I don't know a great deal about Power7, but I've read interviews with IBM engineers who've said that they've taken lessons learned from Cell and incorporated them into the Power7. We know already that Wii U's processor is based on the Power7, and yet still retains backward compatibility with Wii games, so it's probable that they could do the same with PS4.
Given the critical importance of the SPU's in Cell, which developers have to code specifically for, I'd think that any new variant that incorporates Power7 core changes would still need to keep the SPU's. It's possible that they may be able to adapt the out of order execution units to the primary core and keep the SPU's (maybe even adding a few more), or they could introduce logic to map calls for SPU functions to equivalent (or alternatives) on a more native Power7 chip, but I'm not sure what would be the more cost effective (or compatibility-effective) method.

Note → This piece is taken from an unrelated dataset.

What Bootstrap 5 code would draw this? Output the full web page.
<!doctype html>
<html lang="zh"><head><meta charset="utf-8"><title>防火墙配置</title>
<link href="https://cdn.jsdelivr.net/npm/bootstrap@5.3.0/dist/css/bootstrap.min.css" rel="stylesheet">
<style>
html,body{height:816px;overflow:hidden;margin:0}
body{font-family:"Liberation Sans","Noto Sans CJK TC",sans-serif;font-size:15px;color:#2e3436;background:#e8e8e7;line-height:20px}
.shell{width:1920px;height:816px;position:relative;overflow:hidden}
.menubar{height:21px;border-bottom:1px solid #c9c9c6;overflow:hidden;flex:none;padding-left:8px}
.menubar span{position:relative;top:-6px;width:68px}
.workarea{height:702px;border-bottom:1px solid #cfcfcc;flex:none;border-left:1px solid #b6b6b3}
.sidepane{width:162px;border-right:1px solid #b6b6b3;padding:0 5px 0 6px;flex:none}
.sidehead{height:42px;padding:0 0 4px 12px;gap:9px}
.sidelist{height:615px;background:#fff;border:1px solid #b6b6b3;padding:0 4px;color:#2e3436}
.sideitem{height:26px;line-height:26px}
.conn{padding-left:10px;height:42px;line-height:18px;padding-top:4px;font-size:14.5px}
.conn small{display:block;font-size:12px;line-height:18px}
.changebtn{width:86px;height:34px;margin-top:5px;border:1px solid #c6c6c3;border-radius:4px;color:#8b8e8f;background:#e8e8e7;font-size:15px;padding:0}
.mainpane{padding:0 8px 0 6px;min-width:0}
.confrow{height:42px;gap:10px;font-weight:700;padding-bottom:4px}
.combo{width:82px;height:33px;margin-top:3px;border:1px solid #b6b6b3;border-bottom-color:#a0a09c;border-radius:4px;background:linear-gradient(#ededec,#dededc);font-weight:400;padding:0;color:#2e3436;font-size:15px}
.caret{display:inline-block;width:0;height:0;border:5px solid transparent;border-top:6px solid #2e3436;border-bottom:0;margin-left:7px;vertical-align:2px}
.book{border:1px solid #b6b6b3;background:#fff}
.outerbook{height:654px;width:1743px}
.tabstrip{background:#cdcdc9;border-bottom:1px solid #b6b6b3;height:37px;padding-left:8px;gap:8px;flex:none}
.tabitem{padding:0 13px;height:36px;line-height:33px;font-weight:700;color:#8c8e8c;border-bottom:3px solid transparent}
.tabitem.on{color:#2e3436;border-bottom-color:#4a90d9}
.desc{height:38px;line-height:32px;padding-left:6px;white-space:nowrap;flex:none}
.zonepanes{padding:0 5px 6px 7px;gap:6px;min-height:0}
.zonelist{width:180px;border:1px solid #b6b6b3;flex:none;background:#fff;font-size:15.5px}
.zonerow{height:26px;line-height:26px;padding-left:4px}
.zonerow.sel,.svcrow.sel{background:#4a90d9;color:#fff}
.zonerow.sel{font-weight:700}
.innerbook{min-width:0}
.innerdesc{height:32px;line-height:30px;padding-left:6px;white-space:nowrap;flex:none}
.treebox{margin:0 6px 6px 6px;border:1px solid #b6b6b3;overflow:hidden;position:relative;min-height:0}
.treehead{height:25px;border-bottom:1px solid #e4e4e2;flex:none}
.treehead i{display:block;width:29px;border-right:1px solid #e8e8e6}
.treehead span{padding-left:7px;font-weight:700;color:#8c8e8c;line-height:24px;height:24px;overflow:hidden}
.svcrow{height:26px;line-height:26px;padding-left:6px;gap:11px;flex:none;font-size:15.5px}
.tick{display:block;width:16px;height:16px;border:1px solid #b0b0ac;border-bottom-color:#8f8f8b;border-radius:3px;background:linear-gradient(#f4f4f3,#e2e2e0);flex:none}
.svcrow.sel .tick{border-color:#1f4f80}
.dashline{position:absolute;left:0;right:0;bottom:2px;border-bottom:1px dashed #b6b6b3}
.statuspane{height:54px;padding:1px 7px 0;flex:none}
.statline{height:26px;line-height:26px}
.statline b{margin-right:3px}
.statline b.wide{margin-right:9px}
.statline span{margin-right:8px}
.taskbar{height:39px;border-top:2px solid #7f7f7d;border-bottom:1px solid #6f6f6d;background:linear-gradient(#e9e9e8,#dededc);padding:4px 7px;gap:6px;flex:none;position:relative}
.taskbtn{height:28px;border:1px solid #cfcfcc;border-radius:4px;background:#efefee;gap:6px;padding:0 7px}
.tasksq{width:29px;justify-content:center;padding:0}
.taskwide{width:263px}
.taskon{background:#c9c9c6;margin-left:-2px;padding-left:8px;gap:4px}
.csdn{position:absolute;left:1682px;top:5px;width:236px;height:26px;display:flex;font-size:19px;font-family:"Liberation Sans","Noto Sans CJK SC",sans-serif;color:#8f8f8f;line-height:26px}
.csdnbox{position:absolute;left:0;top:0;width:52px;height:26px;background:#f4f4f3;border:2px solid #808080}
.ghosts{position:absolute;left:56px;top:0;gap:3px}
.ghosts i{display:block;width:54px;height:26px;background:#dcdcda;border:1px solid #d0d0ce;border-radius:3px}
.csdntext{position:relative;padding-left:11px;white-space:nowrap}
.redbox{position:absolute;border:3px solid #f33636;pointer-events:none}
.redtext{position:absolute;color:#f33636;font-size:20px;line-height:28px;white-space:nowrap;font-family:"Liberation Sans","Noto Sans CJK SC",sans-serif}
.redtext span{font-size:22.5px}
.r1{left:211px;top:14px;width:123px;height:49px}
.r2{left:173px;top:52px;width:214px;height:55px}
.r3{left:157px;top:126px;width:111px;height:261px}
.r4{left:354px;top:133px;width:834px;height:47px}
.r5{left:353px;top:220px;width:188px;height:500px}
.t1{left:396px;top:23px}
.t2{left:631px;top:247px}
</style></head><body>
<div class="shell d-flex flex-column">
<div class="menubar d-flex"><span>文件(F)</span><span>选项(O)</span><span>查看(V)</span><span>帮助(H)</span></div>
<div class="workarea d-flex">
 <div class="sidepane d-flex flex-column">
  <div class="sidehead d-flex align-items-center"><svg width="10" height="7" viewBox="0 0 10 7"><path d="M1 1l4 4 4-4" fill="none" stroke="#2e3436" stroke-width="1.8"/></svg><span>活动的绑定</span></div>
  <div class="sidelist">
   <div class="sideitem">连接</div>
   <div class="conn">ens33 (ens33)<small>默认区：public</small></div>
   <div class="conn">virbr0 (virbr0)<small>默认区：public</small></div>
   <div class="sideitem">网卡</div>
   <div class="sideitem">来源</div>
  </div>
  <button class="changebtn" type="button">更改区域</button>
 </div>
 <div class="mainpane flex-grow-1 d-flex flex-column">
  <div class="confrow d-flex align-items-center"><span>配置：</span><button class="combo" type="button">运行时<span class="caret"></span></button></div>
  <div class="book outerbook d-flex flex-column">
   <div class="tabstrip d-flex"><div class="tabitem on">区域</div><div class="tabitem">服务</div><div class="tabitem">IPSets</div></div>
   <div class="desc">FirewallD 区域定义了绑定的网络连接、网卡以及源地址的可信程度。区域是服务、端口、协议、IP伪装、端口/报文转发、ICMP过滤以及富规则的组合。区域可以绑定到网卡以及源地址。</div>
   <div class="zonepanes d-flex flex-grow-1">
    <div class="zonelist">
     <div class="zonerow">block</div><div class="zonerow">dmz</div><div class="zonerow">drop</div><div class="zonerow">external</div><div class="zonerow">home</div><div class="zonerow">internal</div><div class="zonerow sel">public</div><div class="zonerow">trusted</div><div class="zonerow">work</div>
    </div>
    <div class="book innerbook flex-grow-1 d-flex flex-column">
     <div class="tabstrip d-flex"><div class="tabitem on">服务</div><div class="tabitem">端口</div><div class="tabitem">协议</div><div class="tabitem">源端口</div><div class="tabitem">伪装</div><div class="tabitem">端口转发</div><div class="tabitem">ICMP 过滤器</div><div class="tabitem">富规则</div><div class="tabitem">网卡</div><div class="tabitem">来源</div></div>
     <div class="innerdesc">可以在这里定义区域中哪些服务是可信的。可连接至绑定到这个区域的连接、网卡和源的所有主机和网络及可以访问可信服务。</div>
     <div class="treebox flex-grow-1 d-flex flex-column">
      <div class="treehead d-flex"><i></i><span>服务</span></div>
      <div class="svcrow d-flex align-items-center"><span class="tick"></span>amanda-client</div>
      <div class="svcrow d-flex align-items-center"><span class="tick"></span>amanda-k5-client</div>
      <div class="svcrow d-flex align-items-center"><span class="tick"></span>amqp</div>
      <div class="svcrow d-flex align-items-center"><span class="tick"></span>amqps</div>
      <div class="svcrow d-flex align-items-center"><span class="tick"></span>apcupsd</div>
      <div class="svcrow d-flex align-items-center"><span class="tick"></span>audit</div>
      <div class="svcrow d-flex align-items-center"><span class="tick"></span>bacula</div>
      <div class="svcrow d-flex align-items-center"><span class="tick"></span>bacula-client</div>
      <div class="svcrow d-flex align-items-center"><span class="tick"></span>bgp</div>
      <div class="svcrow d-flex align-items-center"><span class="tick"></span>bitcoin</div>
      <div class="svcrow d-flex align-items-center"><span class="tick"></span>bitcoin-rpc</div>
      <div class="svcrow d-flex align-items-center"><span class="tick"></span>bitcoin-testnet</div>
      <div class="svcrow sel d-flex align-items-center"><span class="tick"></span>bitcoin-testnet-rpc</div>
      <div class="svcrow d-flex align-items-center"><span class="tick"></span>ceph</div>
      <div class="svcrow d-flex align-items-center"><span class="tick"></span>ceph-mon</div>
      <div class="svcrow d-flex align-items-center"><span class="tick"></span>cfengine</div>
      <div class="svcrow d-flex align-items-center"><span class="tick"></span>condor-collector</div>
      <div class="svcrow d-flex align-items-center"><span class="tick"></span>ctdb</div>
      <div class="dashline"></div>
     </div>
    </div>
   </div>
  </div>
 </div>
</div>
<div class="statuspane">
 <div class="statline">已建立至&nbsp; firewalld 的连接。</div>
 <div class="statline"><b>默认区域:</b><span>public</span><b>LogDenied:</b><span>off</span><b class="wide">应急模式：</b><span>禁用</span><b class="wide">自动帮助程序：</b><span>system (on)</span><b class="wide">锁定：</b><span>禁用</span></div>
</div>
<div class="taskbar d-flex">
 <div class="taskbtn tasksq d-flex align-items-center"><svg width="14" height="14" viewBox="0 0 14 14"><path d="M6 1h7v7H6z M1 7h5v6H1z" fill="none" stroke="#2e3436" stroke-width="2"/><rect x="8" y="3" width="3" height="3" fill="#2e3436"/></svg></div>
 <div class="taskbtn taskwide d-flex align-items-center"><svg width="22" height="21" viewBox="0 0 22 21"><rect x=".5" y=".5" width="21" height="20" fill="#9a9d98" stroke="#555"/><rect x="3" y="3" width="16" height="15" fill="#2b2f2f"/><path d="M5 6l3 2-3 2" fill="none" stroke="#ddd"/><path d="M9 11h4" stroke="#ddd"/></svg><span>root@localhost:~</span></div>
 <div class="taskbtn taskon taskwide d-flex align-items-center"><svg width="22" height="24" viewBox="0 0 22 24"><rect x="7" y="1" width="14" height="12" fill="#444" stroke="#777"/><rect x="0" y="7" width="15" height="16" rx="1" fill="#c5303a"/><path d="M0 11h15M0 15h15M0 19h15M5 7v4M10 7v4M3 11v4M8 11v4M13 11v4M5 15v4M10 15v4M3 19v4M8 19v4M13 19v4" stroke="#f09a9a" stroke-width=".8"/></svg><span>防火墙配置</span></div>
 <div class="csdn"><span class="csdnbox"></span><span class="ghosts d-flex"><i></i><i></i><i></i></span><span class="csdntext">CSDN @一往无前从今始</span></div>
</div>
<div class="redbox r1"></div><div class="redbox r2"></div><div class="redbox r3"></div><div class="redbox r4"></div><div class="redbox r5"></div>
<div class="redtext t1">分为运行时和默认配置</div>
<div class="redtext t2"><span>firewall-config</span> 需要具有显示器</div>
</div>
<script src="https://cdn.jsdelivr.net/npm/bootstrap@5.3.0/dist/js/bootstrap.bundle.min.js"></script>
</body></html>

Looking at the huge quantity of content now available on both Xbox Live and PSN, though, I just can't see them moving to completely new architectures right now. There's just too much work that they'd undue if they lost compatibility with the past 6 years worth of software that's already deployed. Before PS and Xbox are anything else, after all, they're *products*, and businesses sell products to turn a profit. They know there's money in this content library, but only if it continues to be usable once today's consoles are yesterday's news.
I hope you won't see that as a bad thing, though, I certainly don't intend it as negative judgment :).